Like Robert Bryce’s work (not that in anyway are producer Jeff Gibbs’ and Moore’s knowledge of energy issues as encyclopedic as libertarian, climate-dismissing Bryce’s), this film has the same fundamental flaws:
it is too error-filled for non-educated/knowledgeable people to watch due to misdirection & embedded deceit that might not be evident as the viewer has to be knowledgeable to see the truthiness and deceit.
For those already knowledgeable, the core thematics/points aren’t news and it just takes so much effort to wade through the falsehoods and truthiness for having thoughts/perspective that are already out there in discussion.

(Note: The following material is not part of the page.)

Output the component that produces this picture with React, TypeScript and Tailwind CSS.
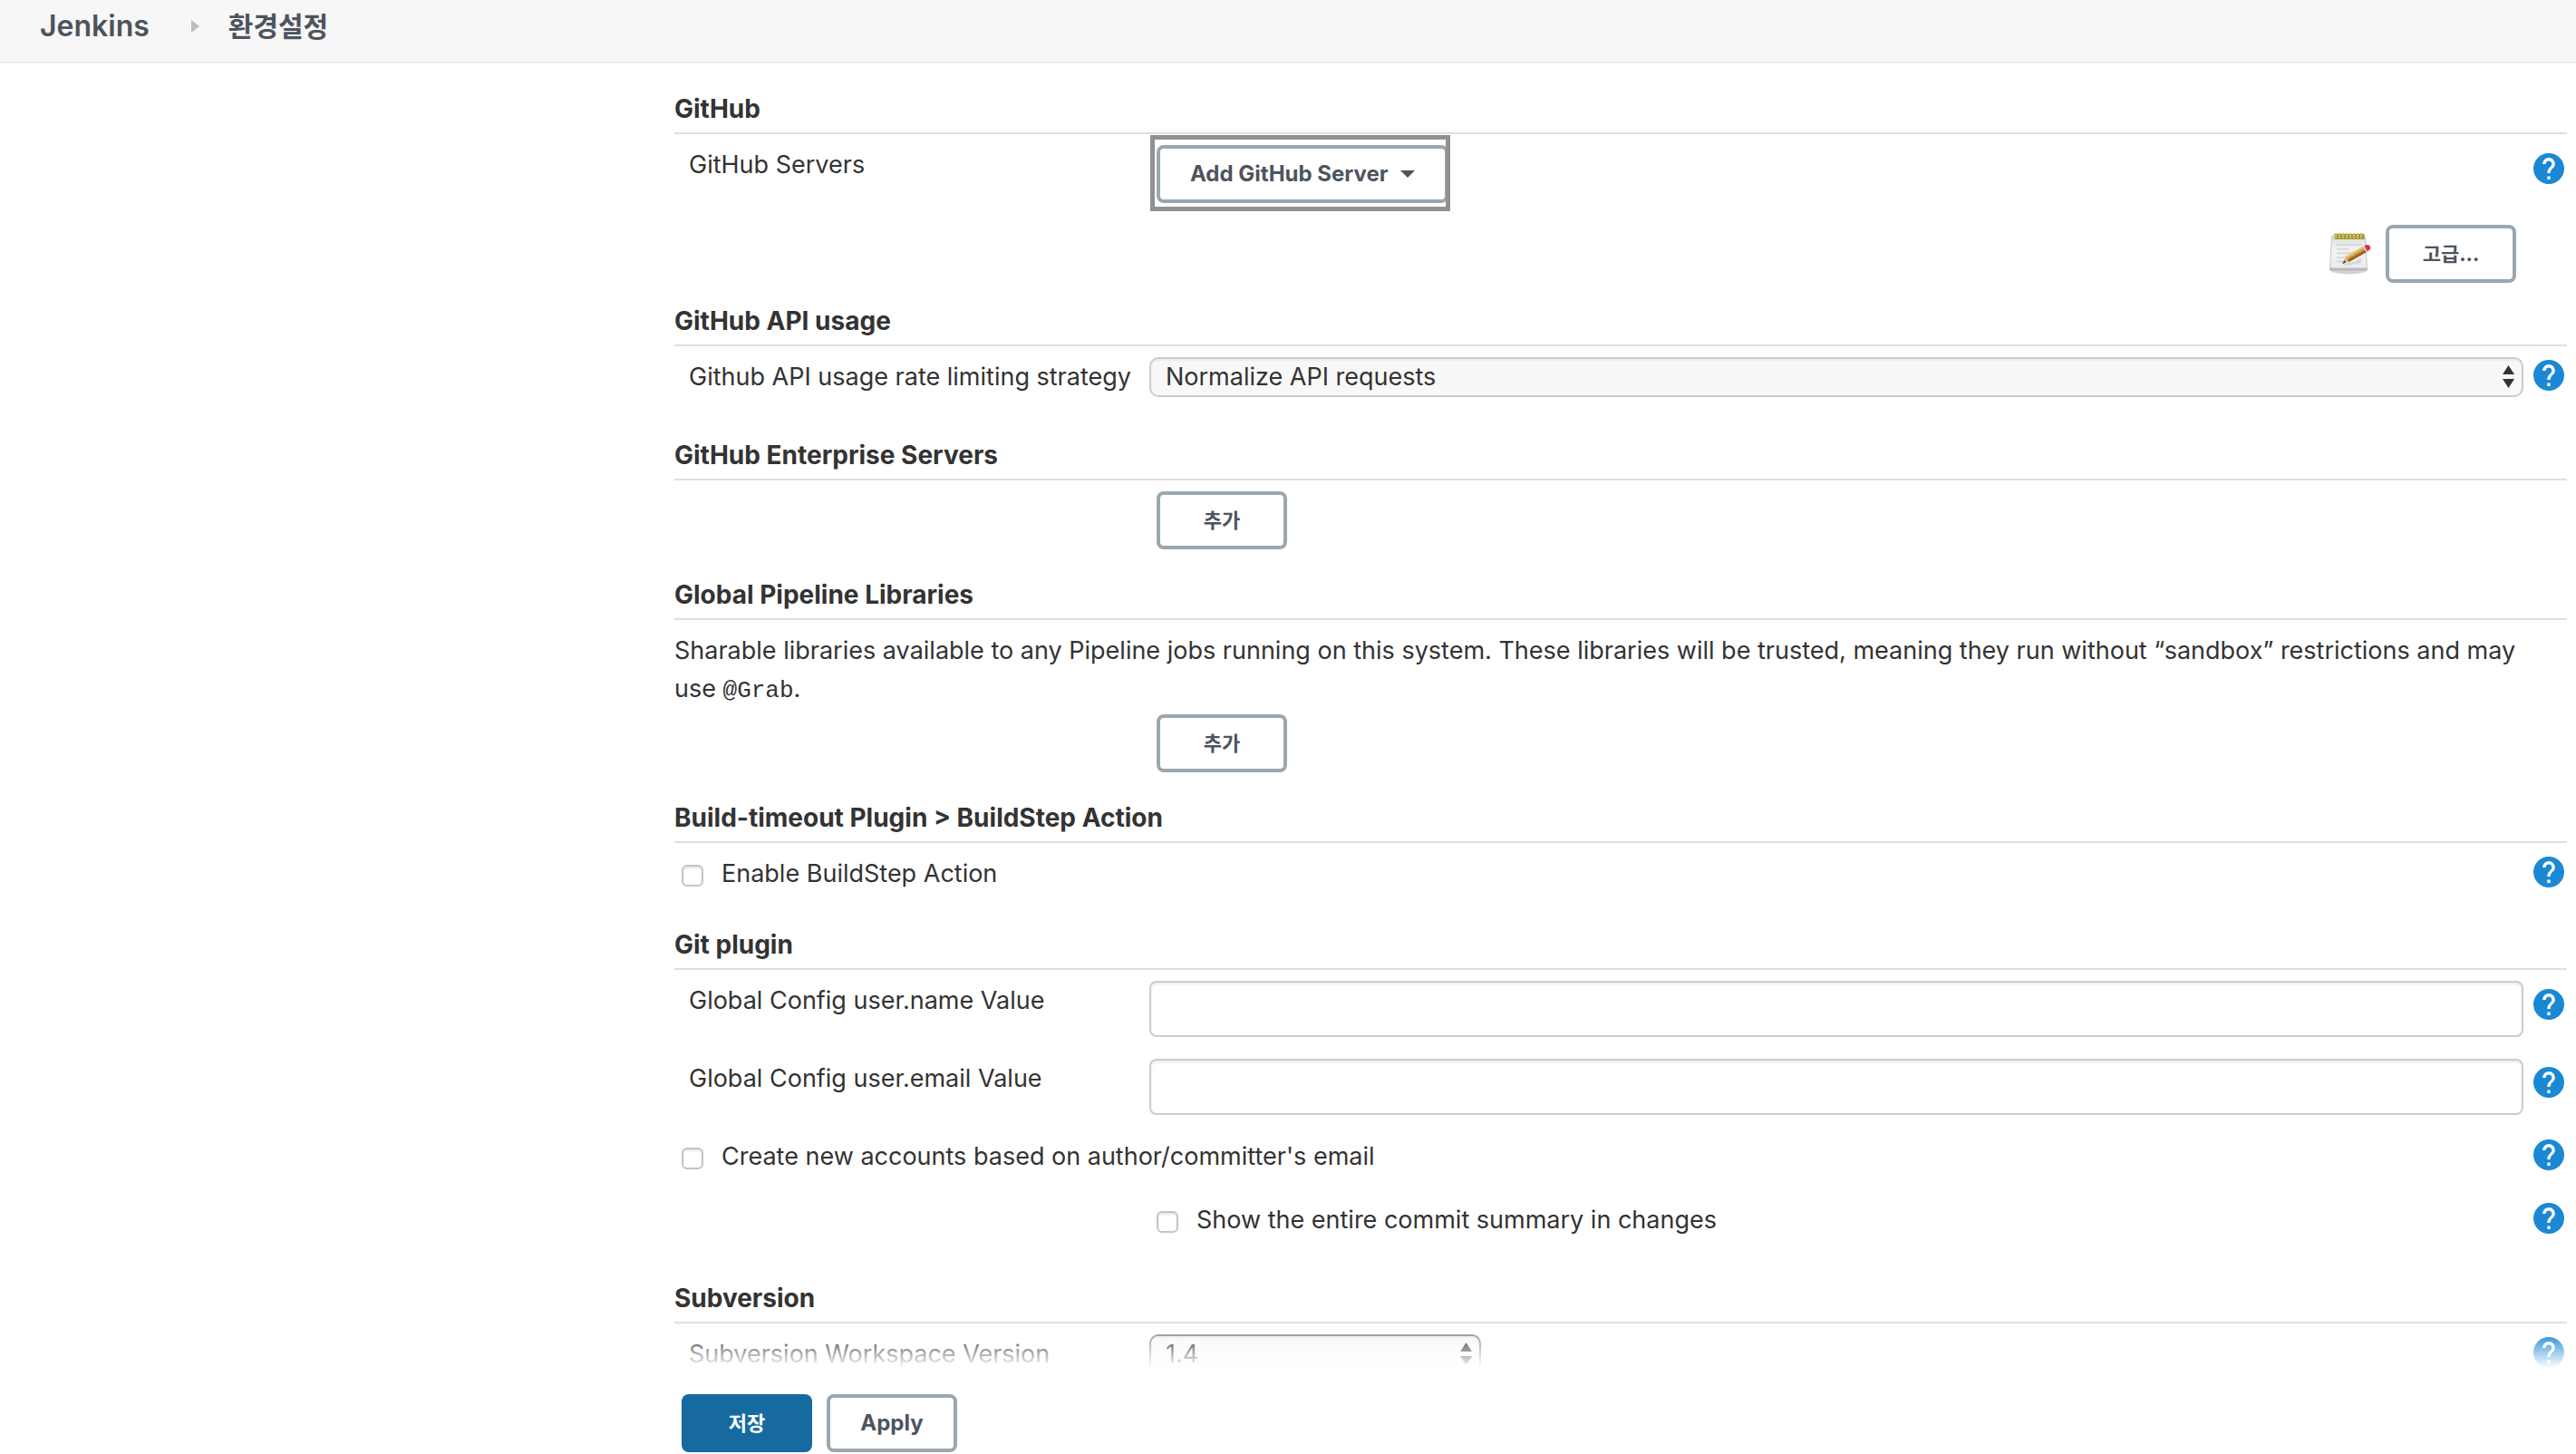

Additionally, Gibbs’ and Moore’s truthiness and falsehood-filled product isn’t helpful because they created something that is being leveraged by climate deniers/delayers to attack (not complete, need to improve, are improving) solution paths. (For examples, see Emily Atkin’s thought-provoking The wheel of first-time climate dudes.)
NOTE/UPDATE:
To make clear, “a” distributor (with a limited footprint) pulled the film, not “the” distributor which is Moore’s Rumble. From Rumble Media
I’m the distributor of Planet of the Humans. Rumble Media. The movie was released on Tuesday and has not stopped being in release for one minute. It’s on my YouTube channel where I’ve made it available free of charge as a public service. In these three and a half days it has had nearly 2 million views. Not sure where you heard it was no longer in distribution. Probably wishful thinking on someone’s part! This movie, like Rumble Media, exists in part to ignite a discussion, end greed/profit-motive/capitalism, and save the planet.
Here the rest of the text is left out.